Tout d'abord ces révolutions rouvrent le champ du politique, y compris dans les pays qui s'efforcent d'anticiper les évolutions, comme le Maroc. Les forces politiques ne peuvent plus se contenter de contester et doivent mettre les mains dans le cambouis de l'action réelle. Vous pouvez dire : « l'Islam est la solution », mais quand vous avez des budgets à établir et à gérer, des emplois à créer et des décisions de politique internationale à prendre, cela ne constitue pas un programme. Il faut entrer dans l'exercice du pouvoir. Or les forces politiques actuelles n'y sont pas prêtes.

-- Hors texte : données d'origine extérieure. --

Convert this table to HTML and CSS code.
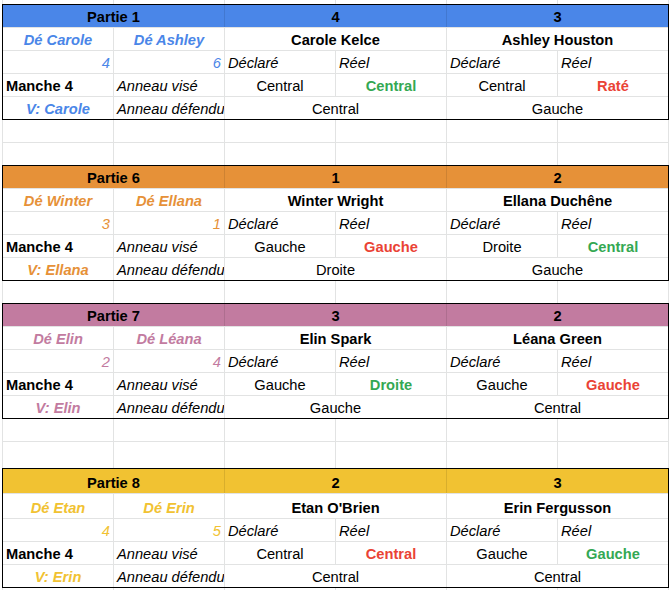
FILE: index.html
```html
<!DOCTYPE html>
<html lang="fr">
<head>
<meta charset="utf-8">
<title>Parties</title>
<link rel="stylesheet" href="styles.css">
</head>
<body>
<div class="sheet">
  <div class="grid empty top"><div class="c"></div><div class="c"></div><div class="c"></div><div class="c"></div><div class="c"></div><div class="c"></div></div>

  <section class="grid block blue">
    <div class="c h s2">Partie 1</div><div class="c h s2">4</div><div class="c h s2 end">3</div>
    <div class="c ctr b i acc">Dé Carole</div><div class="c ctr b i acc">Dé Ashley</div><div class="c ctr b s2">Carole Kelce</div><div class="c ctr b s2">Ashley Houston</div>
    <div class="c rt i acc">4</div><div class="c rt i acc">6</div><div class="c i">Déclaré</div><div class="c i">Réel</div><div class="c i">Déclaré</div><div class="c i">Réel</div>
    <div class="c b">Manche 4</div><div class="c i">Anneau visé</div><div class="c ctr">Central</div><div class="c ctr b ok">Central</div><div class="c ctr">Central</div><div class="c ctr b ko">Raté</div>
    <div class="c ctr b i acc">V: Carole</div><div class="c i">Anneau défendu</div><div class="c ctr s2">Central</div><div class="c ctr s2">Gauche</div>
  </section>

  <div class="grid empty two"><div class="c"></div><div class="c"></div><div class="c"></div><div class="c"></div><div class="c"></div><div class="c"></div><div class="c"></div><div class="c"></div><div class="c"></div><div class="c"></div><div class="c"></div><div class="c"></div></div>

  <section class="grid block orange">
    <div class="c h s2">Partie 6</div><div class="c h s2">1</div><div class="c h s2 end">2</div>
    <div class="c ctr b i acc">Dé Winter</div><div class="c ctr b i acc">Dé Ellana</div><div class="c ctr b s2">Winter Wright</div><div class="c ctr b s2">Ellana Duchêne</div>
    <div class="c rt i acc">3</div><div class="c rt i acc">1</div><div class="c i">Déclaré</div><div class="c i">Réel</div><div class="c i">Déclaré</div><div class="c i">Réel</div>
    <div class="c b">Manche 4</div><div class="c i">Anneau visé</div><div class="c ctr">Gauche</div><div class="c ctr b ko">Gauche</div><div class="c ctr">Droite</div><div class="c ctr b ok">Central</div>
    <div class="c ctr b i acc">V: Ellana</div><div class="c i">Anneau défendu</div><div class="c ctr s2">Droite</div><div class="c ctr s2">Gauche</div>
  </section>

  <div class="grid empty one"><div class="c"></div><div class="c"></div><div class="c"></div><div class="c"></div><div class="c"></div><div class="c"></div></div>

  <section class="grid block pink">
    <div class="c h s2">Partie 7</div><div class="c h s2">3</div><div class="c h s2 end">2</div>
    <div class="c ctr b i acc">Dé Elin</div><div class="c ctr b i acc">Dé Léana</div><div class="c ctr b s2">Elin Spark</div><div class="c ctr b s2">Léana Green</div>
    <div class="c rt i acc">2</div><div class="c rt i acc">4</div><div class="c i">Déclaré</div><div class="c i">Réel</div><div class="c i">Déclaré</div><div class="c i">Réel</div>
    <div class="c b">Manche 4</div><div class="c i">Anneau visé</div><div class="c ctr">Gauche</div><div class="c ctr b ok">Droite</div><div class="c ctr">Gauche</div><div class="c ctr b ko">Gauche</div>
    <div class="c ctr b i acc">V: Elin</div><div class="c i">Anneau défendu</div><div class="c ctr s2">Gauche</div><div class="c ctr s2">Central</div>
  </section>

  <div class="grid empty two wide"><div class="c"></div><div class="c"></div><div class="c"></div><div class="c"></div><div class="c"></div><div class="c"></div><div class="c"></div><div class="c"></div><div class="c"></div><div class="c"></div><div class="c"></div><div class="c"></div></div>

  <section class="grid block yellow tall">
    <div class="c h s2">Partie 8</div><div class="c h s2">2</div><div class="c h s2 end">3</div>
    <div class="c ctr b i acc">Dé Etan</div><div class="c ctr b i acc">Dé Erin</div><div class="c ctr b s2">Etan O'Brien</div><div class="c ctr b s2">Erin Fergusson</div>
    <div class="c rt i acc">4</div><div class="c rt i acc">5</div><div class="c i">Déclaré</div><div class="c i">Réel</div><div class="c i">Déclaré</div><div class="c i">Réel</div>
    <div class="c b">Manche 4</div><div class="c i">Anneau visé</div><div class="c ctr">Central</div><div class="c ctr b ko">Central</div><div class="c ctr">Gauche</div><div class="c ctr b ok">Gauche</div>
    <div class="c ctr b i acc">V: Erin</div><div class="c i">Anneau défendu</div><div class="c ctr s2">Central</div><div class="c ctr s2">Central</div>
  </section>

  <div class="grid empty bottom"><div class="c"></div><div class="c"></div><div class="c"></div><div class="c"></div><div class="c"></div><div class="c"></div></div>
</div>
</body>
</html>
```
FILE: styles.css
```css
* { box-sizing: border-box; }

body {
  margin: 0;
  background: #fff;
  font-family: "Liberation Sans", Arial, sans-serif;
  font-size: 14.67px;
  color: #000;
}

.sheet {
  margin-left: 2px;
  width: 667px;
}

.grid {
  display: grid;
  grid-template-columns: repeat(6, 110px);
  column-gap: 1px;
  row-gap: 1px;
  background: #e2e3e3;
}

.empty {
  border-left: 1px solid #e2e3e3;
  border-right: 1px solid #e2e3e3;
}

.empty.top { grid-template-rows: 4px; }
.empty.one { grid-template-rows: 22px; }
.empty.two { grid-template-rows: 22px 22px; }
.empty.two.wide { grid-template-rows: 22px 26px; }
.empty.bottom { grid-template-rows: 3px; }

.block {
  border: 1px solid #000;
  grid-template-rows: 22px 22px 22px 22px 22px;
}

.block.tall { grid-template-rows: 24px 24px 22px 22px 22px; }

.blue { --accent: #4a86e8; }
.orange { --accent: #e69138; }
.pink { --accent: #c27ba0; }
.yellow { --accent: #f1c232; }

.c {
  background: #fff;
  display: flex;
  align-items: flex-end;
  padding: 0 3px 1px;
  line-height: 17px;
  white-space: nowrap;
  overflow: hidden;
  min-width: 0;
}

.s2 { grid-column: span 2; }
.ctr { justify-content: center; }
.rt { justify-content: flex-end; }
.b { font-weight: bold; }
.i { font-style: italic; }
.acc { color: var(--accent); }
.ok { color: #34a853; }
.ko { color: #ea4335; }

.h {
  background: var(--accent);
  font-weight: bold;
  justify-content: center;
  margin-right: -1px;
  border-right: 1px solid rgba(0, 0, 0, 0.1);
}

.h.end {
  margin-right: 0;
  border-right: 0;
}
```
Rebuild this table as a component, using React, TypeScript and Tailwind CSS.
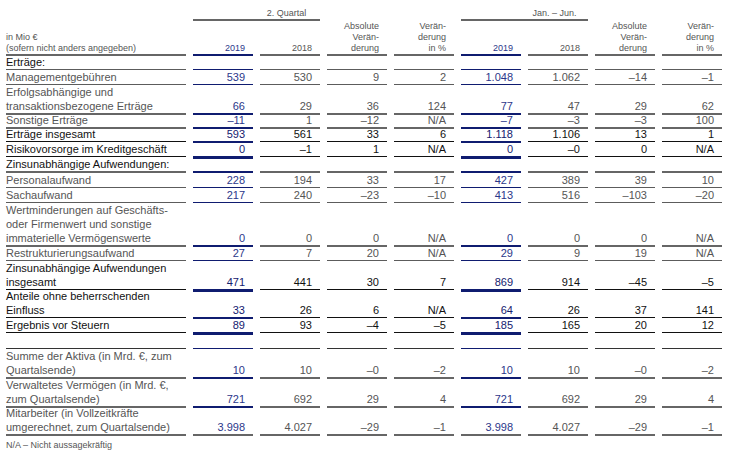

En second lieu, les Islamistes sont réintroduits dans le jeu et cela est plutôt une bonne nouvelle. Ils sont sur une tendance solidariste que nous avons connue en Europe dans les années 1930. Mais ils sont complètement dépourvus quand on entre dans le domaine de la lutte des classes, quand il y a, par exemple, des affrontements entre ouvriers et patrons, car ils ont des ouailles des deux côtés et tout islamistes qu'ils sont, les ouvriers se comportent comme des ouvriers et les patrons comme des patrons. Ils étaient unis sous la répression mais, à l'approche du pouvoir, ils entrent en compétition les uns avec les autres et se divisent.

Troisièmement, on a créé de nouveaux référents : la révolte, ou la révolution -c'est le même mot en arabe- de 2011. Ils vont en discuter et s'y référer pendant au moins quarante ans, de la même façon que nous parlons encore de la Révolution de 1789 ou de la Commune de Paris ou de mai 1968.